> Exercise goal
Copy out the records precisely, omitting pictures.

> Records for this task

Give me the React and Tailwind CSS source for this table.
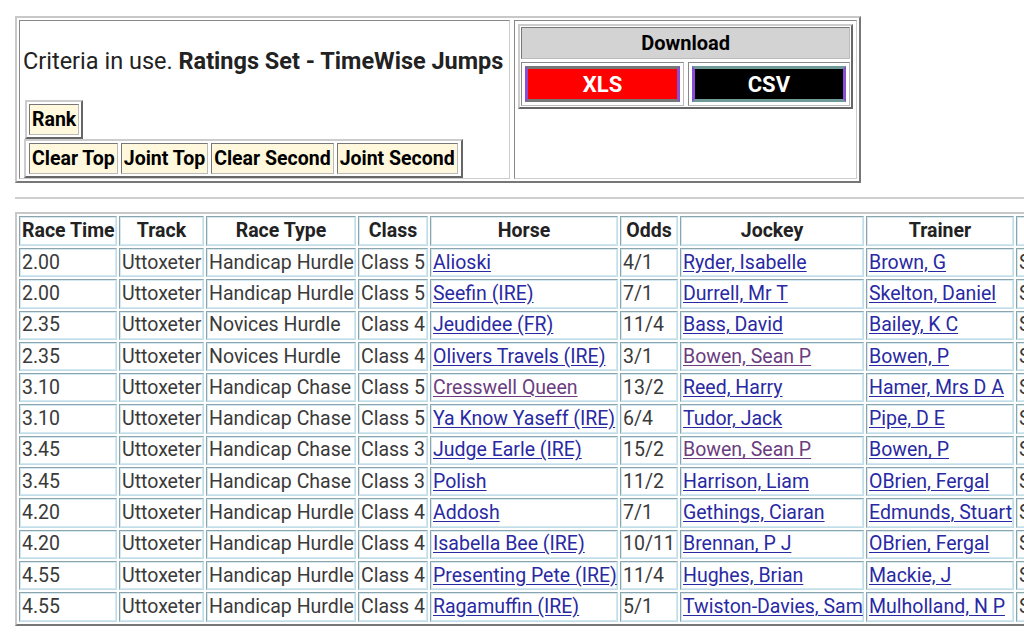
import React from 'react';

const rows = [
  ['2.00', 'Uttoxeter', 'Handicap Hurdle', 'Class 5', 'Alioski', '4/1', 'Ryder, Isabelle', 'Brown, G'],
  ['2.00', 'Uttoxeter', 'Handicap Hurdle', 'Class 5', 'Seefin (IRE)', '7/1', 'Durrell, Mr T', 'Skelton, Daniel'],
  ['2.35', 'Uttoxeter', 'Novices Hurdle', 'Class 4', 'Jeudidee (FR)', '11/4', 'Bass, David', 'Bailey, K C'],
  ['2.35', 'Uttoxeter', 'Novices Hurdle', 'Class 4', 'Olivers Travels (IRE)', '3/1', 'Bowen, Sean P', 'Bowen, P'],
  ['3.10', 'Uttoxeter', 'Handicap Chase', 'Class 5', 'Cresswell Queen', '13/2', 'Reed, Harry', 'Hamer, Mrs D A'],
  ['3.10', 'Uttoxeter', 'Handicap Chase', 'Class 5', 'Ya Know Yaseff (IRE)', '6/4', 'Tudor, Jack', 'Pipe, D E'],
  ['3.45', 'Uttoxeter', 'Handicap Chase', 'Class 3', 'Judge Earle (IRE)', '15/2', 'Bowen, Sean P', 'Bowen, P'],
  ['3.45', 'Uttoxeter', 'Handicap Chase', 'Class 3', 'Polish', '11/2', 'Harrison, Liam', 'OBrien, Fergal'],
  ['4.20', 'Uttoxeter', 'Handicap Hurdle', 'Class 4', 'Addosh', '7/1', 'Gethings, Ciaran', 'Edmunds, Stuart'],
  ['4.20', 'Uttoxeter', 'Handicap Hurdle', 'Class 4', 'Isabella Bee (IRE)', '10/11', 'Brennan, P J', 'OBrien, Fergal'],
  ['4.55', 'Uttoxeter', 'Handicap Hurdle', 'Class 4', 'Presenting Pete (IRE)', '11/4', 'Hughes, Brian', 'Mackie, J'],
  ['4.55', 'Uttoxeter', 'Handicap Hurdle', 'Class 4', 'Ragamuffin (IRE)', '5/1', 'Twiston-Davies, Sam', 'Mulholland, N P'],
];

const visited = ['Bowen, Sean P', 'Cresswell Queen'];

const headers = [
  ['Race Time', 'w-[98px]'],
  ['Track', 'w-[85px]'],
  ['Race Type', 'w-[150px]'],
  ['Class', 'w-[70px]'],
  ['Horse', 'w-[188px]'],
  ['Odds', 'w-[58px]'],
  ['Jockey', 'w-[184px]'],
  ['Trainer', 'w-[148px]'],
  ['Selection', 'w-[120px]'],
];

const cell =
  'border border-t-[#8fa3aa] border-l-[#8fa3aa] border-r-[#c3dde8] border-b-[#c3dde8] shadow-[inset_0_0_0_1px_#d3e9f2]';

const Link = ({ children }) => (
  <a
    href="#"
    className={
      'underline underline-offset-2 ' +
      (visited.includes(children) ? 'text-[#6b3d80]' : 'text-[#2929a3]')
    }
  >
    {children}
  </a>
);

const Btn = ({ children }) => (
  <td className="bg-[#fff8dc] border border-t-[#777] border-l-[#777] border-r-[#bbb] border-b-[#bbb] px-[2px] py-[3px] font-bold text-[19.5px] leading-[23px] text-black whitespace-nowrap">
    {children}
  </td>
);

export default function App() {
  return (
    <div className="w-[1024px] h-[641px] overflow-hidden bg-white font-['Roboto',sans-serif] text-[#222]">
      <div className="pt-4 pl-[15px]">
        <div className="flex gap-[4px] w-[846px] h-[167px] p-[2px] border-2 border-t-[#c8c8c8] border-l-[#c8c8c8] border-r-[#777] border-b-[#777]">
          <div className="w-[492px] h-full border border-t-[#888] border-l-[#888] border-r-[#ccc] border-b-[#ccc] pl-[3px] flex flex-col">
            <p className="mt-[26px] text-[23.5px] leading-[28px] whitespace-nowrap">
              Criteria in use. <b>Ratings Set - TimeWise Jumps</b>
            </p>
            <table className="mt-[25px] ml-[2px] border-separate border-spacing-[2px] border-2 border-t-[#ccc] border-l-[#ccc] border-r-[#666] border-b-[#666] w-fit">
              <tbody>
                <tr>
                  <Btn>Rank</Btn>
                </tr>
              </tbody>
            </table>
            <table className="ml-[1px] border-separate border-spacing-x-[3px] border-spacing-y-[2px] border-2 border-t-[#ccc] border-l-[#ccc] border-r-[#666] border-b-[#666] w-fit">
              <tbody>
                <tr>
                  <Btn>Clear Top</Btn>
                  <Btn>Joint Top</Btn>
                  <Btn>Clear Second</Btn>
                  <Btn>Joint Second</Btn>
                </tr>
              </tbody>
            </table>
          </div>
          <div className="w-[343px] h-full border border-t-[#888] border-l-[#888] border-r-[#ccc] border-b-[#ccc] p-[3px]">
            <div className="border-2 border-t-[#ccc] border-l-[#ccc] border-r-[#666] border-b-[#666] p-[1px] flex flex-col gap-[3px]">
              <div className="h-[32px] bg-[#d3d3d3] border border-t-[#777] border-l-[#777] border-r-[#bbb] border-b-[#bbb] flex items-center justify-center font-bold text-[20px] text-black">
                Download
              </div>
              <div className="flex gap-[4px]">
                <div className="flex-1 h-[44px] border border-t-[#888] border-l-[#888] border-r-[#bbb] border-b-[#bbb] p-[3px]">
                  <div className="h-full bg-[#ff0000] border-[3px] border-t-[#777] border-b-[#777] border-l-[#8a4fd0] border-r-[#8a4fd0] flex items-center justify-center font-bold text-[22px] text-white">
                    XLS
                  </div>
                </div>
                <div className="flex-1 h-[44px] border border-t-[#888] border-l-[#888] border-r-[#bbb] border-b-[#bbb] p-[3px]">
                  <div className="h-full bg-black border-[3px] border-t-[#6f9a98] border-b-[#6f9a98] border-l-[#8a4fd0] border-r-[#8a4fd0] flex items-center justify-center font-bold text-[22px] text-white">
                    CSV
                  </div>
                </div>
              </div>
            </div>
          </div>
        </div>
      </div>

      <div className="mt-[14px] ml-[15px] border-t-2 border-[#cfcfcf]" />

      <div className="mt-[13px] ml-[15px]">
        <table className="table-fixed w-[1125px] border-separate border-spacing-[2px] border-2 border-t-[#c8c8c8] border-l-[#c8c8c8] border-r-[#777] border-b-[#777] text-[19.5px]">
          <thead>
            <tr>
              {headers.map(([h, w]) => (
                <th key={h} className={`${w} ${cell} h-[30px] px-[2px] font-bold text-center text-[#222] leading-[22px] whitespace-nowrap`}>
                  {h}
                </th>
              ))}
            </tr>
          </thead>
          <tbody>
            {rows.map((r, i) => (
              <tr key={i}>
                {r.map((c, j) => (
                  <td key={j} className={`${cell} h-[29.3px] px-[2px] leading-[22px] text-left text-[#3a3a3a] whitespace-nowrap`}>
                    {j >= 6 || j === 4 ? <Link>{c}</Link> : c}
                  </td>
                ))}
                <td className={`${cell} h-[29.3px] px-[2px] leading-[22px] text-[#3a3a3a] whitespace-nowrap`}>Sel</td>
              </tr>
            ))}
          </tbody>
        </table>
      </div>
    </div>
  );
}
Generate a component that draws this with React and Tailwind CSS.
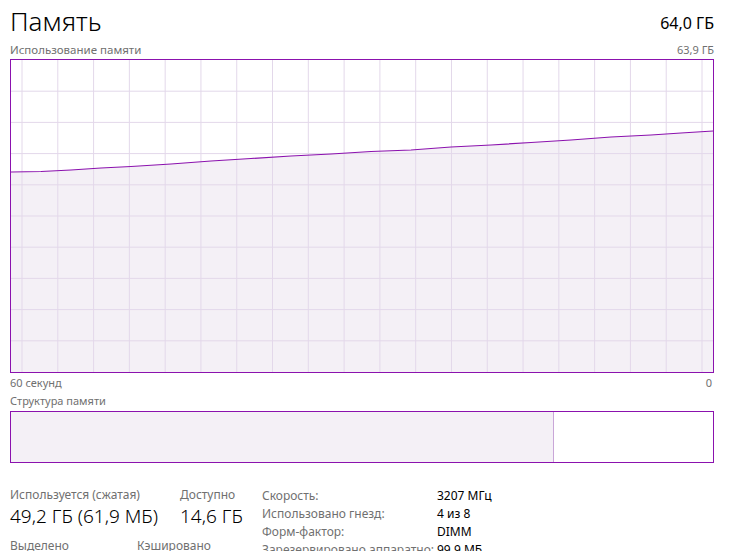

> Result of this exercise
Give me the React and Tailwind CSS source for this table.
import React from 'react';

const rows = [
  ['2.00', 'Uttoxeter', 'Handicap Hurdle', 'Class 5', 'Alioski', '4/1', 'Ryder, Isabelle', 'Brown, G'],
  ['2.00', 'Uttoxeter', 'Handicap Hurdle', 'Class 5', 'Seefin (IRE)', '7/1', 'Durrell, Mr T', 'Skelton, Daniel'],
  ['2.35', 'Uttoxeter', 'Novices Hurdle', 'Class 4', 'Jeudidee (FR)', '11/4', 'Bass, David', 'Bailey, K C'],
  ['2.35', 'Uttoxeter', 'Novices Hurdle', 'Class 4', 'Olivers Travels (IRE)', '3/1', 'Bowen, Sean P', 'Bowen, P'],
  ['3.10', 'Uttoxeter', 'Handicap Chase', 'Class 5', 'Cresswell Queen', '13/2', 'Reed, Harry', 'Hamer, Mrs D A'],
  ['3.10', 'Uttoxeter', 'Handicap Chase', 'Class 5', 'Ya Know Yaseff (IRE)', '6/4', 'Tudor, Jack', 'Pipe, D E'],
  ['3.45', 'Uttoxeter', 'Handicap Chase', 'Class 3', 'Judge Earle (IRE)', '15/2', 'Bowen, Sean P', 'Bowen, P'],
  ['3.45', 'Uttoxeter', 'Handicap Chase', 'Class 3', 'Polish', '11/2', 'Harrison, Liam', 'OBrien, Fergal'],
  ['4.20', 'Uttoxeter', 'Handicap Hurdle', 'Class 4', 'Addosh', '7/1', 'Gethings, Ciaran', 'Edmunds, Stuart'],
  ['4.20', 'Uttoxeter', 'Handicap Hurdle', 'Class 4', 'Isabella Bee (IRE)', '10/11', 'Brennan, P J', 'OBrien, Fergal'],
  ['4.55', 'Uttoxeter', 'Handicap Hurdle', 'Class 4', 'Presenting Pete (IRE)', '11/4', 'Hughes, Brian', 'Mackie, J'],
  ['4.55', 'Uttoxeter', 'Handicap Hurdle', 'Class 4', 'Ragamuffin (IRE)', '5/1', 'Twiston-Davies, Sam', 'Mulholland, N P'],
];

const visited = ['Bowen, Sean P', 'Cresswell Queen'];

const headers = [
  ['Race Time', 'w-[98px]'],
  ['Track', 'w-[85px]'],
  ['Race Type', 'w-[150px]'],
  ['Class', 'w-[70px]'],
  ['Horse', 'w-[188px]'],
  ['Odds', 'w-[58px]'],
  ['Jockey', 'w-[184px]'],
  ['Trainer', 'w-[148px]'],
  ['Selection', 'w-[120px]'],
];

const cell =
  'border border-t-[#8fa3aa] border-l-[#8fa3aa] border-r-[#c3dde8] border-b-[#c3dde8] shadow-[inset_0_0_0_1px_#d3e9f2]';

const Link = ({ children }) => (
  <a
    href="#"
    className={
      'underline underline-offset-2 ' +
      (visited.includes(children) ? 'text-[#6b3d80]' : 'text-[#2929a3]')
    }
  >
    {children}
  </a>
);

const Btn = ({ children }) => (
  <td className="bg-[#fff8dc] border border-t-[#777] border-l-[#777] border-r-[#bbb] border-b-[#bbb] px-[2px] py-[3px] font-bold text-[19.5px] leading-[23px] text-black whitespace-nowrap">
    {children}
  </td>
);

export default function App() {
  return (
    <div className="w-[1024px] h-[641px] overflow-hidden bg-white font-['Roboto',sans-serif] text-[#222]">
      <div className="pt-4 pl-[15px]">
        <div className="flex gap-[4px] w-[846px] h-[167px] p-[2px] border-2 border-t-[#c8c8c8] border-l-[#c8c8c8] border-r-[#777] border-b-[#777]">
          <div className="w-[492px] h-full border border-t-[#888] border-l-[#888] border-r-[#ccc] border-b-[#ccc] pl-[3px] flex flex-col">
            <p className="mt-[26px] text-[23.5px] leading-[28px] whitespace-nowrap">
              Criteria in use. <b>Ratings Set - TimeWise Jumps</b>
            </p>
            <table className="mt-[25px] ml-[2px] border-separate border-spacing-[2px] border-2 border-t-[#ccc] border-l-[#ccc] border-r-[#666] border-b-[#666] w-fit">
              <tbody>
                <tr>
                  <Btn>Rank</Btn>
                </tr>
              </tbody>
            </table>
            <table className="ml-[1px] border-separate border-spacing-x-[3px] border-spacing-y-[2px] border-2 border-t-[#ccc] border-l-[#ccc] border-r-[#666] border-b-[#666] w-fit">
              <tbody>
                <tr>
                  <Btn>Clear Top</Btn>
                  <Btn>Joint Top</Btn>
                  <Btn>Clear Second</Btn>
                  <Btn>Joint Second</Btn>
                </tr>
              </tbody>
            </table>
          </div>
          <div className="w-[343px] h-full border border-t-[#888] border-l-[#888] border-r-[#ccc] border-b-[#ccc] p-[3px]">
            <div className="border-2 border-t-[#ccc] border-l-[#ccc] border-r-[#666] border-b-[#666] p-[1px] flex flex-col gap-[3px]">
              <div className="h-[32px] bg-[#d3d3d3] border border-t-[#777] border-l-[#777] border-r-[#bbb] border-b-[#bbb] flex items-center justify-center font-bold text-[20px] text-black">
                Download
              </div>
              <div className="flex gap-[4px]">
                <div className="flex-1 h-[44px] border border-t-[#888] border-l-[#888] border-r-[#bbb] border-b-[#bbb] p-[3px]">
                  <div className="h-full bg-[#ff0000] border-[3px] border-t-[#777] border-b-[#777] border-l-[#8a4fd0] border-r-[#8a4fd0] flex items-center justify-center font-bold text-[22px] text-white">
                    XLS
                  </div>
                </div>
                <div className="flex-1 h-[44px] border border-t-[#888] border-l-[#888] border-r-[#bbb] border-b-[#bbb] p-[3px]">
                  <div className="h-full bg-black border-[3px] border-t-[#6f9a98] border-b-[#6f9a98] border-l-[#8a4fd0] border-r-[#8a4fd0] flex items-center justify-center font-bold text-[22px] text-white">
                    CSV
                  </div>
                </div>
              </div>
            </div>
          </div>
        </div>
      </div>

      <div className="mt-[14px] ml-[15px] border-t-2 border-[#cfcfcf]" />

      <div className="mt-[13px] ml-[15px]">
        <table className="table-fixed w-[1125px] border-separate border-spacing-[2px] border-2 border-t-[#c8c8c8] border-l-[#c8c8c8] border-r-[#777] border-b-[#777] text-[19.5px]">
          <thead>
            <tr>
              {headers.map(([h, w]) => (
                <th key={h} className={`${w} ${cell} h-[30px] px-[2px] font-bold text-center text-[#222] leading-[22px] whitespace-nowrap`}>
                  {h}
                </th>
              ))}
            </tr>
          </thead>
          <tbody>
            {rows.map((r, i) => (
              <tr key={i}>
                {r.map((c, j) => (
                  <td key={j} className={`${cell} h-[29.3px] px-[2px] leading-[22px] text-left text-[#3a3a3a] whitespace-nowrap`}>
                    {j >= 6 || j === 4 ? <Link>{c}</Link> : c}
                  </td>
                ))}
                <td className={`${cell} h-[29.3px] px-[2px] leading-[22px] text-[#3a3a3a] whitespace-nowrap`}>Sel</td>
              </tr>
            ))}
          </tbody>
        </table>
      </div>
    </div>
  );
}
Generate a component that draws this with React and Tailwind CSS.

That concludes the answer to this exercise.